The usual rap against Wave is that a gorilla could drag them around in litigation if they ever try to enforce the Sprague patents. The answer is that, although Wave intends to assert its intellectual property rights as necessary, the company intends to occupy the field with its proprietary know-how by executing its business plan (which happens to contemplate generous licensing of its technology).

Best wishes.



To: Golden Bear who wrote (7876)7/5/1999 11:06:00 PM
From: SDR-SI  Respond to of 11417
 
GB,

My understanding (and I do underline that it is just my own personal understanding) is that the some of the contested claims relate to items cited and referenced in the Wave-related patent applications themselves, which apparently were significantly minor enough at the time to allow the patent examiners and the reviewers to recommend issue of the patents.

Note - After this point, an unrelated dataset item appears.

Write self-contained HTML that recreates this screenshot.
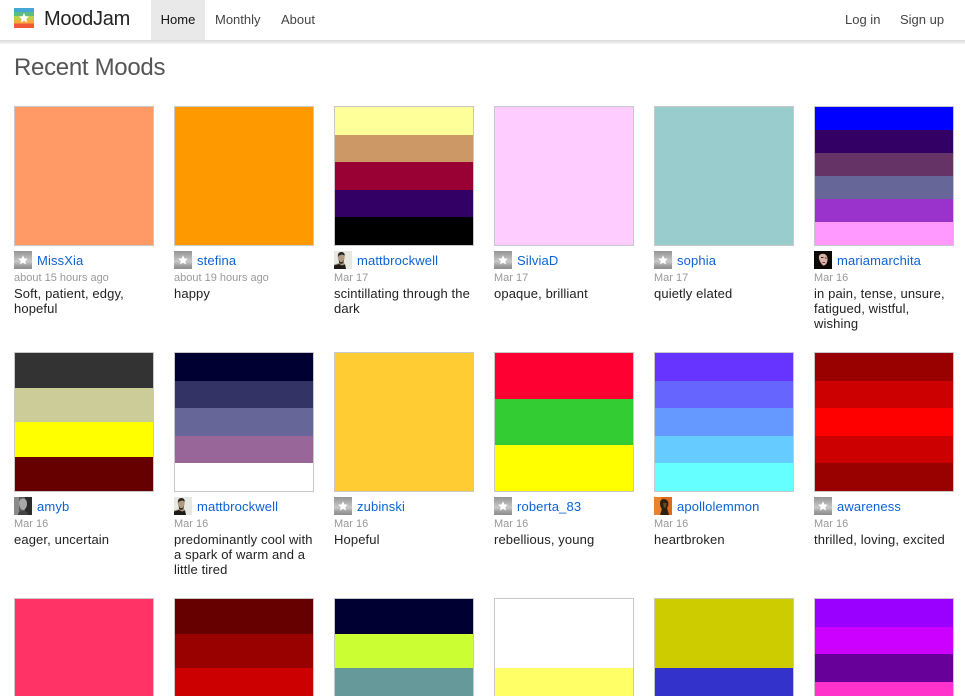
<!DOCTYPE html>
<html lang="en">
<head>
<meta charset="utf-8">
<title>MoodJam</title>
<style>
html,body{margin:0;padding:0;background:#fff;width:965px;height:696px;overflow:hidden;font-family:"Liberation Sans",Arial,sans-serif;font-size:13px;line-height:15px;color:#222}
a{text-decoration:none;color:inherit}
#page{position:relative;width:965px;height:696px;overflow:hidden;background:#fff}
#bar{position:absolute;left:0;top:0;width:965px;height:40px;background:#fff}
#shade{position:absolute;left:0;top:40px;width:965px;height:4px;background:linear-gradient(#d8d8d8,#e2e2e2 30%,#f6f6f6)}
#logo{position:absolute;left:14px;top:8px;width:20px;height:20px}
#brand{position:absolute;left:44px;top:8px;font-size:20px;line-height:23px;color:#222;letter-spacing:-.25px}
.nav{position:absolute;top:0;height:40px;line-height:39px;color:#444;text-align:center}
#home{left:151px;width:54px;background:#e9e9e9;color:#111}
h1{position:absolute;left:14px;top:53px;margin:0;font-weight:normal;font-size:24px;line-height:29px;color:#555;letter-spacing:-.3px}
.c{position:absolute;width:140px}
.s{box-sizing:border-box;width:140px;height:140px;border:1px solid #c8c8c8;display:flex;flex-direction:column;background:#fff}
.s i{flex:1 1 0;display:block}
.r3{height:98px;border-bottom:0}
.r3 i{flex:none}
.a{position:absolute;left:0;top:145px;width:18px;height:18px;display:block}
.u{position:absolute;left:23px;top:147px;color:#0b63d6;white-space:nowrap;letter-spacing:.13px}
.d{position:absolute;left:0;top:166px;font-size:11px;line-height:13px;color:#999;white-space:nowrap}
.t{position:absolute;left:0;top:180px;width:142px;color:#222;letter-spacing:.12px}
</style>
</head>
<body>
<svg width="0" height="0" style="position:absolute">
<defs>
<linearGradient id="g" x1="0" y1="0" x2="0" y2="1">
<stop offset="0" stop-color="#949494"/><stop offset=".3" stop-color="#b0b0b0"/><stop offset=".6" stop-color="#c8c8c8"/><stop offset=".8" stop-color="#a0a0a0"/><stop offset="1" stop-color="#8e8e8e"/>
</linearGradient>
<symbol id="st" viewBox="0 0 18 18">
<rect width="18" height="18" fill="url(#g)"/>
<path d="M9 4.200 10.400 7.400 13.900 7.700 11.300 10 12 13.500 9 11.700 6 13.500 6.700 10 4.100 7.700 7.600 7.400Z" fill="#fff"/>
</symbol>
<symbol id="matt" viewBox="0 0 18 18">
<rect width="18" height="18" fill="#e8e8e2"/>
<path d="M0 18V13.500L5 12V10C3.500 8 3.300 3 5 1.800 7 .5 10 1 10.500 3.500 11 6 10.500 9 9 11L11 13 12 18Z" fill="#b09a80"/>
<path d="M4 6C3.500 3 5 1 7.500 1 9.500 1 10.800 2.500 10.800 4.500L8 3.500 5 4.500Z" fill="#2c2620"/>
<path d="M4.800 8.500 6 11 8.500 11 9.800 8.500 9.500 12 7 13 5 12Z" fill="#3a3028"/>
<path d="M0 18V14.500L5 13 8 14.500 11 13.500 12 18Z" fill="#1e1a16"/>
</symbol>
<symbol id="maria" viewBox="0 0 18 18">
<rect width="18" height="18" fill="#0c0806"/>
<path d="M5 5C6 2.500 10 2 12 4 14 6 14 10 12.500 12.500 11 15 9 15 8 13.500 6 11 4.500 8 5 5Z" fill="#d8b2a6"/>
<path d="M7 6.500H9.500M11 7H12.500" stroke="#33201c" stroke-width="1"/>
<path d="M8.500 11.500 11 11.500" stroke="#8a3030" stroke-width="1"/>
</symbol>
<symbol id="amy" viewBox="0 0 18 18">
<rect width="18" height="18" fill="#5a5a5a"/>
<path d="M11 0H18V18H11Z" fill="#2c2c2c"/>
<path d="M0 0H5V18H0Z" fill="#8a8a8a"/>
<path d="M5 6C5 3 7 1.500 9 1.500 12 1.500 13 4 13 7 13 10 11 13 9 13 7 13 5 10 5 6Z" fill="#a8a8a8"/>
<path d="M4 18C4 15 6 14 9 14 12 14 14 15 14 18Z" fill="#444"/>
</symbol>
<symbol id="apollo" viewBox="0 0 18 18">
<rect width="18" height="18" fill="#dc6a1e"/>
<rect width="7" height="18" fill="#e8852c"/>
<path d="M6 6C6 2.500 9 1.500 12 2.500 15 4 15 8 13 11L15 18H6L8 12C6.500 10.500 6 8.500 6 6Z" fill="#2e2010"/>
<path d="M9 6 12.500 6 12 10 10 11Z" fill="#6a4a20"/>
</symbol>
<symbol id="logo-s" viewBox="0 0 20 20">
<rect width="20" height="4" fill="#46a6d8"/>
<rect y="4" width="20" height="4" fill="#5dbd80"/>
<rect y="8" width="20" height="4" fill="#bcd04c"/>
<rect y="12" width="20" height="3.500" fill="#f6ad3a"/>
<rect y="15.500" width="20" height="4.500" fill="#f0583a"/>
<path d="M10 5 11.500 8.200 15 8.600 12.400 10.900 13.100 14.500 10 12.700 6.900 14.500 7.600 10.900 5 8.600 8.500 8.200Z" fill="#fff"/>
</symbol>
</defs>
</svg>
<div id="page">
<div id="bar"></div>
<div id="shade"></div>
<svg id="logo"><use href="#logo-s"/></svg>
<a id="brand" href="#">MoodJam</a>
<a class="nav" id="home" href="#">Home</a>
<a class="nav" href="#" style="left:215px">Monthly</a>
<a class="nav" href="#" style="left:281px">About</a>
<a class="nav" href="#" style="left:845px">Log in</a>
<a class="nav" href="#" style="left:900px">Sign up</a>

<h1>Recent Moods</h1>

<div class="c" style="left:14px;top:106px"><div class="s"><i style="background:#ff9966"></i></div><svg class="a"><use href="#st"/></svg><a class="u" href="#">MissXia</a><div class="d">about 15 hours ago</div><div class="t">Soft, patient, edgy, hopeful</div></div>
<div class="c" style="left:174px;top:106px"><div class="s"><i style="background:#ff9900"></i></div><svg class="a"><use href="#st"/></svg><a class="u" href="#">stefina</a><div class="d">about 19 hours ago</div><div class="t">happy</div></div>
<div class="c" style="left:334px;top:106px"><div class="s"><i style="background:#ffff99"></i><i style="background:#cc9966"></i><i style="background:#990033"></i><i style="background:#330066"></i><i style="background:#000"></i></div><svg class="a"><use href="#matt"/></svg><a class="u" href="#">mattbrockwell</a><div class="d">Mar 17</div><div class="t">scintillating through the dark</div></div>
<div class="c" style="left:494px;top:106px"><div class="s"><i style="background:#ffccff"></i></div><svg class="a"><use href="#st"/></svg><a class="u" href="#">SilviaD</a><div class="d">Mar 17</div><div class="t">opaque, brilliant</div></div>
<div class="c" style="left:654px;top:106px"><div class="s"><i style="background:#99cccc"></i></div><svg class="a"><use href="#st"/></svg><a class="u" href="#">sophia</a><div class="d">Mar 17</div><div class="t">quietly elated</div></div>
<div class="c" style="left:814px;top:106px"><div class="s"><i style="background:#0000ff"></i><i style="background:#330066"></i><i style="background:#663366"></i><i style="background:#666699"></i><i style="background:#9933cc"></i><i style="background:#ff99ff"></i></div><svg class="a"><use href="#maria"/></svg><a class="u" href="#">mariamarchita</a><div class="d">Mar 16</div><div class="t">in pain, tense, unsure, fatigued, wistful, wishing</div></div>

<div class="c" style="left:14px;top:352px"><div class="s"><i style="background:#333"></i><i style="background:#cccc99"></i><i style="background:#ffff00"></i><i style="background:#660000"></i></div><svg class="a"><use href="#amy"/></svg><a class="u" href="#">amyb</a><div class="d">Mar 16</div><div class="t">eager, uncertain</div></div>
<div class="c" style="left:174px;top:352px"><div class="s"><i style="background:#000033"></i><i style="background:#333366"></i><i style="background:#666699"></i><i style="background:#996699"></i><i style="background:#fff"></i></div><svg class="a"><use href="#matt"/></svg><a class="u" href="#">mattbrockwell</a><div class="d">Mar 16</div><div class="t">predominantly cool with a spark of warm and a little tired</div></div>
<div class="c" style="left:334px;top:352px"><div class="s"><i style="background:#ffcc33"></i></div><svg class="a"><use href="#st"/></svg><a class="u" href="#">zubinski</a><div class="d">Mar 16</div><div class="t">Hopeful</div></div>
<div class="c" style="left:494px;top:352px"><div class="s"><i style="background:#ff0033"></i><i style="background:#33cc33"></i><i style="background:#ffff00"></i></div><svg class="a"><use href="#st"/></svg><a class="u" href="#">roberta_83</a><div class="d">Mar 16</div><div class="t">rebellious, young</div></div>
<div class="c" style="left:654px;top:352px"><div class="s"><i style="background:#6633ff"></i><i style="background:#6666ff"></i><i style="background:#6699ff"></i><i style="background:#66ccff"></i><i style="background:#66ffff"></i></div><svg class="a"><use href="#apollo"/></svg><a class="u" href="#">apollolemmon</a><div class="d">Mar 16</div><div class="t">heartbroken</div></div>
<div class="c" style="left:814px;top:352px"><div class="s"><i style="background:#990000"></i><i style="background:#cc0000"></i><i style="background:#ff0000"></i><i style="background:#cc0000"></i><i style="background:#990000"></i></div><svg class="a"><use href="#st"/></svg><a class="u" href="#">awareness</a><div class="d">Mar 16</div><div class="t">thrilled, loving, excited</div></div>

<div class="c" style="left:14px;top:598px"><div class="s r3"><i style="background:#ff3366;height:97px"></i></div></div>
<div class="c" style="left:174px;top:598px"><div class="s r3"><i style="background:#660000;height:35px"></i><i style="background:#990000;height:34px"></i><i style="background:#cc0000;height:28px"></i></div></div>
<div class="c" style="left:334px;top:598px"><div class="s r3"><i style="background:#000033;height:35px"></i><i style="background:#ccff33;height:34px"></i><i style="background:#669999;height:28px"></i></div></div>
<div class="c" style="left:494px;top:598px"><div class="s r3"><i style="background:#fff;height:69px"></i><i style="background:#ffff66;height:28px"></i></div></div>
<div class="c" style="left:654px;top:598px"><div class="s r3"><i style="background:#cccc00;height:69px"></i><i style="background:#3333cc;height:28px"></i></div></div>
<div class="c" style="left:814px;top:598px"><div class="s r3"><i style="background:#9900ff;height:28px"></i><i style="background:#cc00ff;height:27px"></i><i style="background:#660099;height:28px"></i><i style="background:#ff33cc;height:14px"></i></div></div>
</div>
</body>
</html>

It is also my understanding that the company and its patent attorneys feel that there is minimal risk in these contesting claims being able to prevail, should there be a challenge, and, that if they were to prevail, that mutually acceptable cross-licensing and settlement would be a not unreasonable expectation. On this basis, I have, in my mind, classified this risk factor in the category of admissible risk.

Not being a patent attorney, I am not in a position to intelligently or effectively second guess the patent examiner's assertions that the claims of the Wave-dependent patents were sufficiently unique for the patents to be issued. I am aware, however, that in highly technical areas, overlaps of some individual claim items within two or more multiple-claim patents are often asserted and reasonably settled through mutually acceptable cross-licensing on the alleged common items.

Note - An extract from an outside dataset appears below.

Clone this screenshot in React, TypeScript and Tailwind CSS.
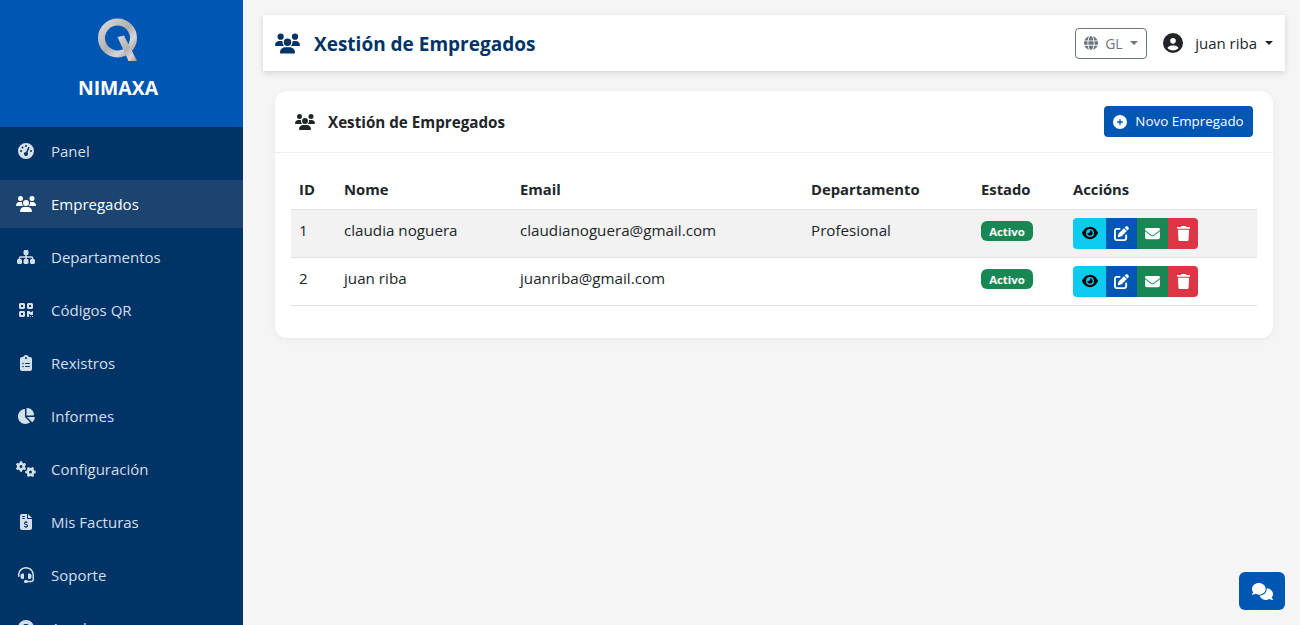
import {
  FaChartPie,
  FaCircleQuestion,
  FaCirclePlus,
  FaCircleUser,
  FaClipboardList,
  FaComments,
  FaEnvelope,
  FaEye,
  FaFileInvoiceDollar,
  FaGaugeHigh,
  FaGears,
  FaGlobe,
  FaHeadset,
  FaPenToSquare,
  FaQrcode,
  FaSitemap,
  FaTrash,
  FaUsers,
} from "react-icons/fa6";

const navItems = [
  { label: "Panel", icon: FaGaugeHigh, size: 16 },
  { label: "Empregados", icon: FaUsers, size: 20, active: true },
  { label: "Departamentos", icon: FaSitemap, size: 18 },
  { label: "Códigos QR", icon: FaQrcode, size: 16 },
  { label: "Rexistros", icon: FaClipboardList, size: 16 },
  { label: "Informes", icon: FaChartPie, size: 18 },
  { label: "Configuración", icon: FaGears, size: 20 },
  { label: "Mis Facturas", icon: FaFileInvoiceDollar, size: 16 },
  { label: "Soporte", icon: FaHeadset, size: 16 },
  { label: "Axuda", icon: FaCircleQuestion, size: 16 },
];

const employees = [
  { id: 1, name: "claudia noguera", email: "claudianoguera@gmail.com", dept: "Profesional", striped: true },
  { id: 2, name: "juan riba", email: "juanriba@gmail.com", dept: "", striped: false },
];

const Logo = () => (
  <svg width="40" height="44" viewBox="0 0 40 44" className="mb-[14px] mr-[7px]">
    <defs>
      <linearGradient id="q" x1="0" y1="0" x2="1" y2="1">
        <stop offset="0" stopColor="#d8d8d8" />
        <stop offset="0.5" stopColor="#b0b0b0" />
        <stop offset="0.75" stopColor="#d6d6d6" />
        <stop offset="1" stopColor="#9a9a9a" />
      </linearGradient>
    </defs>
    <circle cx="19.5" cy="20" r="16" fill="none" stroke="url(#q)" strokeWidth="7" />
    <path d="M19.5 19 L26 17.5 L39 43 L30.5 43 Z" fill="url(#q)" />
  </svg>
);

const Sidebar = () => (
  <aside className="w-[243px] shrink-0 h-full bg-[#003366] overflow-hidden">
    <div className="h-[127px] bg-[#0056b3] flex flex-col items-center pt-[18px]">
      <Logo />
      <div className="text-[19.4px] leading-[24px] font-bold text-white mr-[7px]">NIMAXA</div>
    </div>
    <nav className="flex flex-col gap-[5px]">
      {navItems.map((item) => (
        <a
          key={item.label}
          className={`h-[48px] shrink-0 flex items-center pl-[16px] text-[15px] ${
            item.active ? "bg-[#1c4470] text-white" : "text-[#d5dfea]"
          }`}
        >
          <span className="w-[20px] flex justify-center mr-[15px]">
            <item.icon size={item.size} />
          </span>
          {item.label}
        </a>
      ))}
    </nav>
  </aside>
);

const TopBar = () => (
  <header className="h-[56px] bg-white shadow-[0_2px_6px_rgba(0,0,0,0.14)] flex items-center pl-[12px] pr-[12px]">
    <FaUsers size={25} className="text-[#003366] mr-[14px]" />
    <h1 className="text-[19px] font-bold text-[#003366] pt-[2px]">Xestión de Empregados</h1>
    <div className="ml-auto flex items-center">
      <button className="h-[31px] w-[72px] rounded-[4px] border border-[#6c757d] text-[#6c757d] flex items-center pl-[8px] text-[14px]">
        <FaGlobe size={14} className="mr-[7px]" />
        GL
        <span className="ml-[7px] border-x-[4px] border-x-transparent border-t-[4px] border-t-[#6c757d]" />
      </button>
      <div className="ml-[16px] flex items-center text-[#212529] text-[15px]">
        <FaCircleUser size={20} className="mr-[12px]" />
        juan riba
        <span className="ml-[8px] border-x-[4.5px] border-x-transparent border-t-[4.5px] border-t-[#212529]" />
      </div>
    </div>
  </header>
);

const ActionButton = ({ className, children }: { className: string; children: React.ReactNode }) => (
  <button className={`h-[31px] flex items-center justify-center ${className}`}>{children}</button>
);

const EmployeesCard = () => (
  <section className="mt-[20px] mx-[12px] bg-white rounded-[12px] shadow-[0_2px_8px_rgba(0,0,0,0.05)] pb-[32px]">
    <div className="h-[62px] flex items-center pl-[20px] pr-[20px] border-b border-[#eeeeee]">
      <FaUsers size={20} className="text-[#212529] mr-[13px]" />
      <h2 className="text-[15.2px] font-bold text-[#212529] pt-[2px]">Xestión de Empregados</h2>
      <button className="ml-auto h-[31px] w-[149px] rounded-[4px] bg-[#0056b3] text-white text-[13.4px] flex items-center justify-center">
        <FaCirclePlus size={14} className="mr-[8px]" />
        Novo Empregado
      </button>
    </div>
    <div className="pt-[17px] px-[16px]">
      <table className="w-full border-collapse text-[15.2px] text-[#212529]">
        <thead>
          <tr className="h-[39px] border-b border-[#dee2e6] text-left text-[14.8px]">
            <th className="pl-[8px] w-[45px] font-bold">ID</th>
            <th className="pl-[8px] w-[176px] font-bold">Nome</th>
            <th className="pl-[8px] w-[291px] font-bold">Email</th>
            <th className="pl-[8px] w-[170px] font-bold">Departamento</th>
            <th className="pl-[8px] w-[92px] font-bold">Estado</th>
            <th className="pl-[8px] font-bold">Accións</th>
          </tr>
        </thead>
        <tbody>
          {employees.map((emp) => (
            <tr key={emp.id} className={`h-[48px] border-b border-[#dee2e6] ${emp.striped ? "bg-[#f2f2f2]" : ""}`}>
              <td className="pl-[8px] pb-[6px]">{emp.id}</td>
              <td className="pl-[8px] pb-[6px]">{emp.name}</td>
              <td className="pl-[8px] pb-[6px]">{emp.email}</td>
              <td className="pl-[8px] pb-[6px]">{emp.dept}</td>
              <td className="pl-[8px] pb-[6px]">
                <span className="inline-flex h-[20px] w-[52px] items-center justify-center rounded-[6px] bg-[#198754] text-white text-[11.4px] font-bold">
                  Activo
                </span>
              </td>
              <td className="pl-[8px]">
                <div className="flex overflow-hidden rounded-[4px] w-[125px]">
                  <ActionButton className="w-[33px] bg-[#0dcaf0] text-black"><FaEye size={16} /></ActionButton>
                  <ActionButton className="w-[31px] bg-[#0056b3] text-white"><FaPenToSquare size={15} /></ActionButton>
                  <ActionButton className="w-[31px] bg-[#198754] text-white"><FaEnvelope size={15} /></ActionButton>
                  <ActionButton className="w-[30px] bg-[#dc3545] text-white"><FaTrash size={15} /></ActionButton>
                </div>
              </td>
            </tr>
          ))}
        </tbody>
      </table>
    </div>
  </section>
);

export default function App() {
  return (
    <div className="relative h-[625px] w-full flex overflow-hidden bg-[#f5f5f5] font-['Open_Sans','Liberation_Sans',sans-serif]">
      <Sidebar />
      <main className="flex-1 pt-[15px] pl-[20px] pr-[15px]">
        <TopBar />
        <EmployeesCard />
      </main>
      <button className="absolute right-[15px] bottom-[15px] w-[46px] h-[38px] rounded-[6px] bg-[#0056b3] text-white flex items-center justify-center">
        <FaComments size={21} />
      </button>
    </div>
  );
}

As recently as the company's preliminary investment industry Road Show in Boston a couple of weeks ago, the company has indicated that its patent experts have advised them that its patents would be expected to prevail without substantial successful challenge or that there would be any bar to the expectation of reasonable settlement, should they not. At this point, I see no reason not to accept this assertion.

You may feel that this is acceptance on faith, and in a sense it is; but we make decisions based on informed, but not guaranteed, legal advice every day.

None of the above removes this item from the risk factors that one must continually reassess as time goes on and as one decides whether or not to continue to maintain a position in Wave.

Steve

P.S. I did try to hug a bear today, but the bear said it was too hot and told me to save it for cooler weather.